GIVEN TASK — Retype the data that follows line by line, exactly, and leave its pictures out.

>>

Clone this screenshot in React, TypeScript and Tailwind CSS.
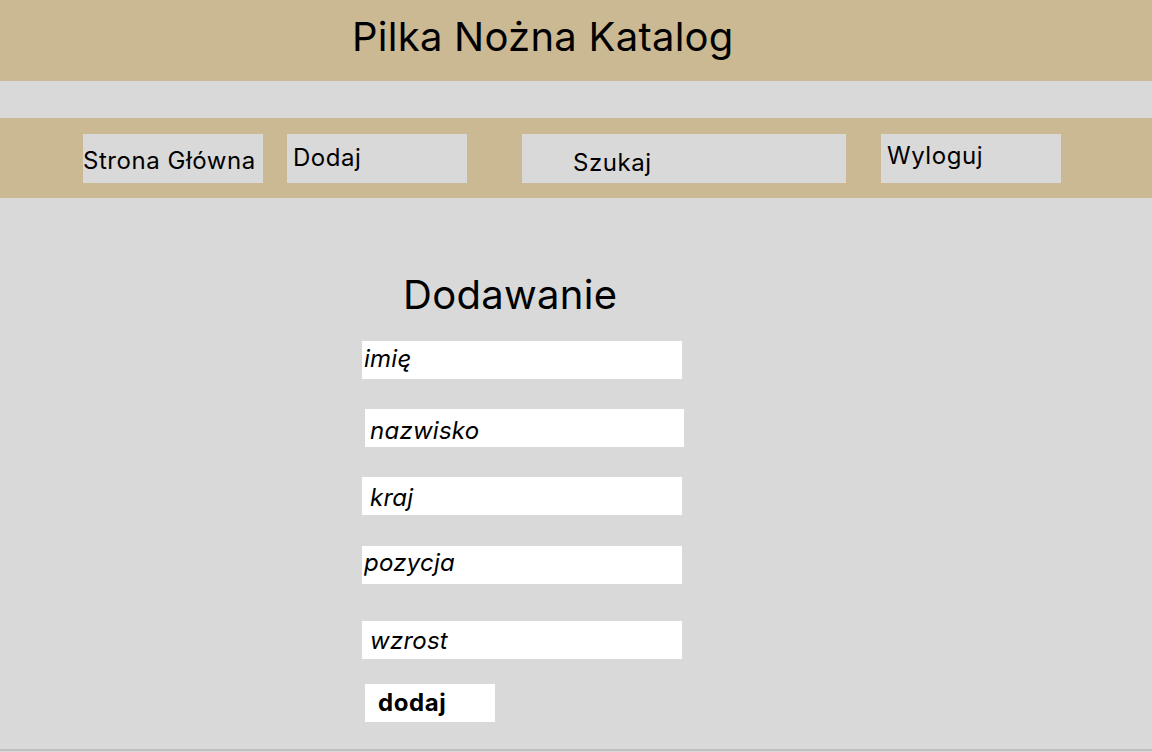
import React from "react";

const navItems = [
  { label: "Strona Główna", box: "w-[180px] pt-[12px] pl-0" },
  { label: "Dodaj", box: "w-[180px] pt-[9px] pl-[6px] ml-[24px]" },
  { label: "Szukaj", box: "w-[324px] pt-[14px] pl-[51px] ml-[55px]" },
  { label: "Wyloguj", box: "w-[180px] pt-[7px] pl-[6px] ml-[35px]" },
];

const fields = [
  { label: "imię", box: "mt-[22px] ml-0 w-[320px]", text: "pt-[3px] pl-[2px]" },
  { label: "nazwisko", box: "mt-[30px] ml-[3px] w-[319px]", text: "pt-[7px] pl-[5px]" },
  { label: "kraj", box: "mt-[30px] ml-0 w-[320px]", text: "pt-[6px] pl-[8px]" },
  { label: "pozycja", box: "mt-[31px] ml-0 w-[320px]", text: "pt-[2px] pl-[2px]" },
  { label: "wzrost", box: "mt-[37px] ml-0 w-[320px]", text: "pt-[5px] pl-[8px]" },
];

export default function App() {
  return (
    <div className="min-h-[752px] w-full bg-[#d9d9d9] font-[Inter,sans-serif] text-black">
      {/* Header */}
      <header className="h-[81px] bg-[#cbb993] pl-[352px] pt-[13px]">
        <h1 className="text-[40px] leading-[48px] font-normal tracking-[0.25px]">Pilka Nożna Katalog</h1>
      </header>

      <div className="h-[37px]" />

      {/* Nav */}
      <nav className="h-[80px] bg-[#cbb993] pl-[83px] pt-[16px] flex items-start">
        {navItems.map((item) => (
          <div
            key={item.label}
            className={`h-[49px] bg-[#d9d9d9] text-[24px] leading-[29px] tracking-[0.55px] whitespace-nowrap ${item.box}`}
          >
            {item.label}
          </div>
        ))}
      </nav>

      {/* Form */}
      <main className="flex flex-col items-start pl-[362px]">
        <h2 className="mt-[73px] ml-[41px] text-[40px] leading-[48px] font-normal tracking-[0.3px]">
          Dodawanie
        </h2>

        {fields.map((f) => (
          <div key={f.label} className={`h-[38px] bg-white ${f.box}`}>
            <div className={`text-[24px] leading-[29px] italic tracking-[0.25px] ${f.text}`}>{f.label}</div>
          </div>
        ))}

        <button className="mt-[25px] ml-[3px] h-[38px] w-[130px] bg-white text-left pl-[13px] pt-[4px] self-start">
          <div className="h-full text-[24px] leading-[29px] font-bold tracking-[0.6px]">dodaj</div>
        </button>
      </main>

      <div className="mt-[27px] h-[2px] bg-[#bfbfbf]" />
    </div>
  );
}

<<

SOLUTION —
Clone this screenshot in React, TypeScript and Tailwind CSS.
import React from "react";

const navItems = [
  { label: "Strona Główna", box: "w-[180px] pt-[12px] pl-0" },
  { label: "Dodaj", box: "w-[180px] pt-[9px] pl-[6px] ml-[24px]" },
  { label: "Szukaj", box: "w-[324px] pt-[14px] pl-[51px] ml-[55px]" },
  { label: "Wyloguj", box: "w-[180px] pt-[7px] pl-[6px] ml-[35px]" },
];

const fields = [
  { label: "imię", box: "mt-[22px] ml-0 w-[320px]", text: "pt-[3px] pl-[2px]" },
  { label: "nazwisko", box: "mt-[30px] ml-[3px] w-[319px]", text: "pt-[7px] pl-[5px]" },
  { label: "kraj", box: "mt-[30px] ml-0 w-[320px]", text: "pt-[6px] pl-[8px]" },
  { label: "pozycja", box: "mt-[31px] ml-0 w-[320px]", text: "pt-[2px] pl-[2px]" },
  { label: "wzrost", box: "mt-[37px] ml-0 w-[320px]", text: "pt-[5px] pl-[8px]" },
];

export default function App() {
  return (
    <div className="min-h-[752px] w-full bg-[#d9d9d9] font-[Inter,sans-serif] text-black">
      {/* Header */}
      <header className="h-[81px] bg-[#cbb993] pl-[352px] pt-[13px]">
        <h1 className="text-[40px] leading-[48px] font-normal tracking-[0.25px]">Pilka Nożna Katalog</h1>
      </header>

      <div className="h-[37px]" />

      {/* Nav */}
      <nav className="h-[80px] bg-[#cbb993] pl-[83px] pt-[16px] flex items-start">
        {navItems.map((item) => (
          <div
            key={item.label}
            className={`h-[49px] bg-[#d9d9d9] text-[24px] leading-[29px] tracking-[0.55px] whitespace-nowrap ${item.box}`}
          >
            {item.label}
          </div>
        ))}
      </nav>

      {/* Form */}
      <main className="flex flex-col items-start pl-[362px]">
        <h2 className="mt-[73px] ml-[41px] text-[40px] leading-[48px] font-normal tracking-[0.3px]">
          Dodawanie
        </h2>

        {fields.map((f) => (
          <div key={f.label} className={`h-[38px] bg-white ${f.box}`}>
            <div className={`text-[24px] leading-[29px] italic tracking-[0.25px] ${f.text}`}>{f.label}</div>
          </div>
        ))}

        <button className="mt-[25px] ml-[3px] h-[38px] w-[130px] bg-white text-left pl-[13px] pt-[4px] self-start">
          <div className="h-full text-[24px] leading-[29px] font-bold tracking-[0.6px]">dodaj</div>
        </button>
      </main>

      <div className="mt-[27px] h-[2px] bg-[#bfbfbf]" />
    </div>
  );
}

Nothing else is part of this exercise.